In the US, discovery orders are generally not final and hence not subject to an appeal. The US Court of Appeals for the Eleventh Circuit confirmed that general principle in the Chapter 15 context. Fontana v. ACFB Administração (In re Transbrasil S.A. Linhas Aéreas), 860 Fed. Appx. 163 (11th Cir. 2021), cert. denied, 2022 WL 660641 (2002). In a typical case before a court, an order is "final" when issued at the completion of the case (e.g., a judgment). In a US bankruptcy case, there will likely be many "individual controversies." Hence, a bankruptcy court order is generally final only when it disposes of a discrete dispute or issue. In Barnet, mentioned above in Part 1, the Second Circuit held that discovery orders under Chapter 15 are appealable.
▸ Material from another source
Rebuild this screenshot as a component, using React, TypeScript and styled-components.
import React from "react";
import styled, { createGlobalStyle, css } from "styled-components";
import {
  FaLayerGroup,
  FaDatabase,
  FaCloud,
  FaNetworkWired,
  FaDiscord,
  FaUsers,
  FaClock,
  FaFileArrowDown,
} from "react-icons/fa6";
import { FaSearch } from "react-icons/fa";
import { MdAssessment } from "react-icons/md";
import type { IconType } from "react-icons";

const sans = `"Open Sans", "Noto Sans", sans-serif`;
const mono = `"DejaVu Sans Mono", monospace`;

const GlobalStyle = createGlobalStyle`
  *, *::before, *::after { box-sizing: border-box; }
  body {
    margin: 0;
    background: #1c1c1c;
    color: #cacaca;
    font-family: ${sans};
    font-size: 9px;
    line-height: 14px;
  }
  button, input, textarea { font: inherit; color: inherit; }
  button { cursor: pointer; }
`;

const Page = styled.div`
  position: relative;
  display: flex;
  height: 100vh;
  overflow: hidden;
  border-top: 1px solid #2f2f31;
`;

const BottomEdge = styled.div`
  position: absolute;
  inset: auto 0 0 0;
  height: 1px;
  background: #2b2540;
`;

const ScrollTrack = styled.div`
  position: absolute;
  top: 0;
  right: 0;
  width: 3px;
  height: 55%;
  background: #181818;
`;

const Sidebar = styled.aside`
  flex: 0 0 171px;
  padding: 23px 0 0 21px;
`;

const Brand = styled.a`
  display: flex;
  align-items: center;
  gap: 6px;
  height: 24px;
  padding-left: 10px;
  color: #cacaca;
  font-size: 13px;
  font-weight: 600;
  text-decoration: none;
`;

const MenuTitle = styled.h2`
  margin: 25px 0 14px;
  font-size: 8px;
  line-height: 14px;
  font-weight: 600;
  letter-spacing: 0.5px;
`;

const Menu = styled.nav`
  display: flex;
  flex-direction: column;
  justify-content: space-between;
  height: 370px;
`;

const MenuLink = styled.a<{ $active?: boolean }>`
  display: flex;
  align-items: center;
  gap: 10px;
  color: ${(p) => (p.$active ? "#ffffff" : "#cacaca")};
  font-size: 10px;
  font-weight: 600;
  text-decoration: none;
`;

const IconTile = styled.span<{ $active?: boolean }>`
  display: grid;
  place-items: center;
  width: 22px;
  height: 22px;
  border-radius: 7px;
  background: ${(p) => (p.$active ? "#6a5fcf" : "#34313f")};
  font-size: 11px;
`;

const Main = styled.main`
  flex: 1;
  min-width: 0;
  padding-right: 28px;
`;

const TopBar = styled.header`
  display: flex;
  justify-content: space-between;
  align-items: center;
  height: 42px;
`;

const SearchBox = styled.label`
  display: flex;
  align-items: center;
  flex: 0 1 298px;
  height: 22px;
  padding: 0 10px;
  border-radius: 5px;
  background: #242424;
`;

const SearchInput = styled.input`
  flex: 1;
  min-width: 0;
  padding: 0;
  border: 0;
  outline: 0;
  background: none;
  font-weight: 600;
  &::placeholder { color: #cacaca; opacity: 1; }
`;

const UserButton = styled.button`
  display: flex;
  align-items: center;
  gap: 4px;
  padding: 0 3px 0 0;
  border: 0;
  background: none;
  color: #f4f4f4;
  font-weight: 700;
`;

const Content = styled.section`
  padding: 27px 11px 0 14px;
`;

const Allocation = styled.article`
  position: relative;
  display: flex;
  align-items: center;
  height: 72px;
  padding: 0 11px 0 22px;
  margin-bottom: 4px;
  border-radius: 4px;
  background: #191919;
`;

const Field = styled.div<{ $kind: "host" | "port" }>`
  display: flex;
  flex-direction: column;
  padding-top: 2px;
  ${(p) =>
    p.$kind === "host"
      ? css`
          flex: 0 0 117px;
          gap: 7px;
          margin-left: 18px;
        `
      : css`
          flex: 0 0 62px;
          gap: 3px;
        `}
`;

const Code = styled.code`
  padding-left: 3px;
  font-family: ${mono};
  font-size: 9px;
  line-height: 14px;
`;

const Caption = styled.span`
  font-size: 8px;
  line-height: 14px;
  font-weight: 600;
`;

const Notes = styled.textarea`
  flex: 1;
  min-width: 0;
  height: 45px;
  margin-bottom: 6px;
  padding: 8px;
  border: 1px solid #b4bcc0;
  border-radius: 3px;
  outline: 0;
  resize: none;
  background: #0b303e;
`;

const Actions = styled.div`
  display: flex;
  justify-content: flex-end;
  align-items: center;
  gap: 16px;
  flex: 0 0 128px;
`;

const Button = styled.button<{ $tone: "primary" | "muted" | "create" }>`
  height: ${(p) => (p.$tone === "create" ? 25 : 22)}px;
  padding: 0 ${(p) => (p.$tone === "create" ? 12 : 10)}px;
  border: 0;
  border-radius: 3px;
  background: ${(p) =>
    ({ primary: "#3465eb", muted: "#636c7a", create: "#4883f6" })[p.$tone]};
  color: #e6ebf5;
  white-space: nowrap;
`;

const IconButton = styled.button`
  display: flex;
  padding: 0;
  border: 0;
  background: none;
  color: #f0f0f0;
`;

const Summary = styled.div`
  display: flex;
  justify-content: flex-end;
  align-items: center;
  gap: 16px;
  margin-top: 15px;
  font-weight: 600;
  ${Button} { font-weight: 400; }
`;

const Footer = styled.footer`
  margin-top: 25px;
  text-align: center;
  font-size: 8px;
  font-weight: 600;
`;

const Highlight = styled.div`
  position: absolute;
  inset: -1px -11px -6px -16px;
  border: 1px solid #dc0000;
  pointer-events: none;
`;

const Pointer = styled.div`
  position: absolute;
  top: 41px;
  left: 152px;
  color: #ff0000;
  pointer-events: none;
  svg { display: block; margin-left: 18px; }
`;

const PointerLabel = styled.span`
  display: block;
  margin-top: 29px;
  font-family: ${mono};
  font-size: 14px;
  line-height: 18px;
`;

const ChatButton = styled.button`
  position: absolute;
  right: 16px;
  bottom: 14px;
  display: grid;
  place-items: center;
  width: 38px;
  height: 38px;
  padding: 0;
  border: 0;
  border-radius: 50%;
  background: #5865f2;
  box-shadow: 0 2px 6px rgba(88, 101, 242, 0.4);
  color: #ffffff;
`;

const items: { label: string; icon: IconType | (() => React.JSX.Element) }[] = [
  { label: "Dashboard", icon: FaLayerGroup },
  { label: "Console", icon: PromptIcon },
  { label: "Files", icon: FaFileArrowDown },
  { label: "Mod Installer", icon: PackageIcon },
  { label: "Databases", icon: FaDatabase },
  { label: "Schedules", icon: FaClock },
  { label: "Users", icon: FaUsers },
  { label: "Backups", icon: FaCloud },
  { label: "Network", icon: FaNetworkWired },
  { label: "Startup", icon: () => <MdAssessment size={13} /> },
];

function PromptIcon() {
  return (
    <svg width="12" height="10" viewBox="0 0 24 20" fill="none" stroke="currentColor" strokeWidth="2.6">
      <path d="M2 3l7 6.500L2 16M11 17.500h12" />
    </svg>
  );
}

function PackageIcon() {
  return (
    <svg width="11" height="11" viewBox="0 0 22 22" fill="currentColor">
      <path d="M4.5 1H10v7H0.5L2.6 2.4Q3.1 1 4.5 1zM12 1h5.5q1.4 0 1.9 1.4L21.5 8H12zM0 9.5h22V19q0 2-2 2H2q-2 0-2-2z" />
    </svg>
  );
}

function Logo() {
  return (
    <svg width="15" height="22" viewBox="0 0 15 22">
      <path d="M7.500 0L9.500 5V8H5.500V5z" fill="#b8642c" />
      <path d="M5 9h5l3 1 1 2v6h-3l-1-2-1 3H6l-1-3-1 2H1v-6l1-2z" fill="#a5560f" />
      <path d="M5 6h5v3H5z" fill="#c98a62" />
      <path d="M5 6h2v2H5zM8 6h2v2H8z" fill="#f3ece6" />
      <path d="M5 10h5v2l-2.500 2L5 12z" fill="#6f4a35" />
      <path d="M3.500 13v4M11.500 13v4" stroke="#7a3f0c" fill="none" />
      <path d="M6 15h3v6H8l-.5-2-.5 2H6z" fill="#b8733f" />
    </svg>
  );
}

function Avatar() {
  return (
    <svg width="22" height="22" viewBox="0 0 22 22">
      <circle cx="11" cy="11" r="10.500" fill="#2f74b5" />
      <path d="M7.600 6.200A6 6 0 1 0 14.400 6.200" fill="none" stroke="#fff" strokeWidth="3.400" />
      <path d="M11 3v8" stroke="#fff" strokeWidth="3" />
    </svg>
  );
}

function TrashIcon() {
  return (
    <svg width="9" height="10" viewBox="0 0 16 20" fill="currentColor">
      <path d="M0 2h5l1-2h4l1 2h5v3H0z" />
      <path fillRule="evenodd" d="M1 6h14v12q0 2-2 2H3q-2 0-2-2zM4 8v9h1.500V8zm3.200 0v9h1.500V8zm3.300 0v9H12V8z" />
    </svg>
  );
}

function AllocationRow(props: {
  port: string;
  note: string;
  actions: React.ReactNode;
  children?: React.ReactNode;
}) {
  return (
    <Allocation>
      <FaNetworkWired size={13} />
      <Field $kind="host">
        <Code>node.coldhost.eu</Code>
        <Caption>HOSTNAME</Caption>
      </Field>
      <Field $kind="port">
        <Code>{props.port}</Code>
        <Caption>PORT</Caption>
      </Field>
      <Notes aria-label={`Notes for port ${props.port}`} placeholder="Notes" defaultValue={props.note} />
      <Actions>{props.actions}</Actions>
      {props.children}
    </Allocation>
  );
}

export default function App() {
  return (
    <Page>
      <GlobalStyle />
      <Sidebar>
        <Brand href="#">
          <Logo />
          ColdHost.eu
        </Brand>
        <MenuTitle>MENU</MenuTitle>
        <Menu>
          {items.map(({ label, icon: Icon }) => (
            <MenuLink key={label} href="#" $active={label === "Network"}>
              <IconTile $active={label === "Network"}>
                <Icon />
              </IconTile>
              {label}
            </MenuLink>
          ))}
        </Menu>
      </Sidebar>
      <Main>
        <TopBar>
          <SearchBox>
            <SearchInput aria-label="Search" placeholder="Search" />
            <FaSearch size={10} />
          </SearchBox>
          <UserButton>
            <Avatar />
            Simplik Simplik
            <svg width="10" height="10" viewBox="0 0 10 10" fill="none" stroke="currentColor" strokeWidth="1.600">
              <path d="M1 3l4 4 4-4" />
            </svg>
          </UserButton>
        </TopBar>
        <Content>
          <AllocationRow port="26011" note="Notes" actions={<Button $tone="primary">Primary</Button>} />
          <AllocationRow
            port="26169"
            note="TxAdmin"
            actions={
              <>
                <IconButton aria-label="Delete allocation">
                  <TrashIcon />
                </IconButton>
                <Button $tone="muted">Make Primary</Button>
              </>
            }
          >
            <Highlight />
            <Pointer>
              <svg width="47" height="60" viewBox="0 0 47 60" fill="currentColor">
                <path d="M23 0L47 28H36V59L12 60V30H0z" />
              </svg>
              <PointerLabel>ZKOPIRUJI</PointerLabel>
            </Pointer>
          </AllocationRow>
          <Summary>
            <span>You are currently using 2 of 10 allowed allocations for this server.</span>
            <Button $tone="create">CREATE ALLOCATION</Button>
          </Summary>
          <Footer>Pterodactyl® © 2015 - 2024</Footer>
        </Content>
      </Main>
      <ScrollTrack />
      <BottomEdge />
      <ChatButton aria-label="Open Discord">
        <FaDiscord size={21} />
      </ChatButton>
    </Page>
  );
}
In Fontana, however, the Eleventh Circuit disagreed with the Barnet decision. According to the Eleventh Circuit, a discovery order is generally "merely a preliminary step" and not a final order. Thus, the lower court's discovery order was not appealable and the foreign representative was allowed to proceed with its discovery. In dismissing the appeal, the Eleventh Circuit, however, noted that there may be an exception to the general rule. "If a Chapter 15 case exists solely to obtain discovery for use in a foreign bankruptcy case, then the discovery might not be 'merely a preliminary step.'" In that instance, the discovery order may be final and subject to immediate appeal. One of the discovery targets petitioned the US Supreme Court to hear an appeal of the Eleventh Circuit's decision, noting that it conflicted with the Second Circuit's ruling. The Supreme Court denied that petition.
Chapter 15 continues to be a resource for foreign representatives to obtain relief in the US. Notwithstanding that the US enacted Chapter 15 approximately 17 years ago, the jurisprudence continues to develop and there are some significant differences among the courts in different circuits on several important issues.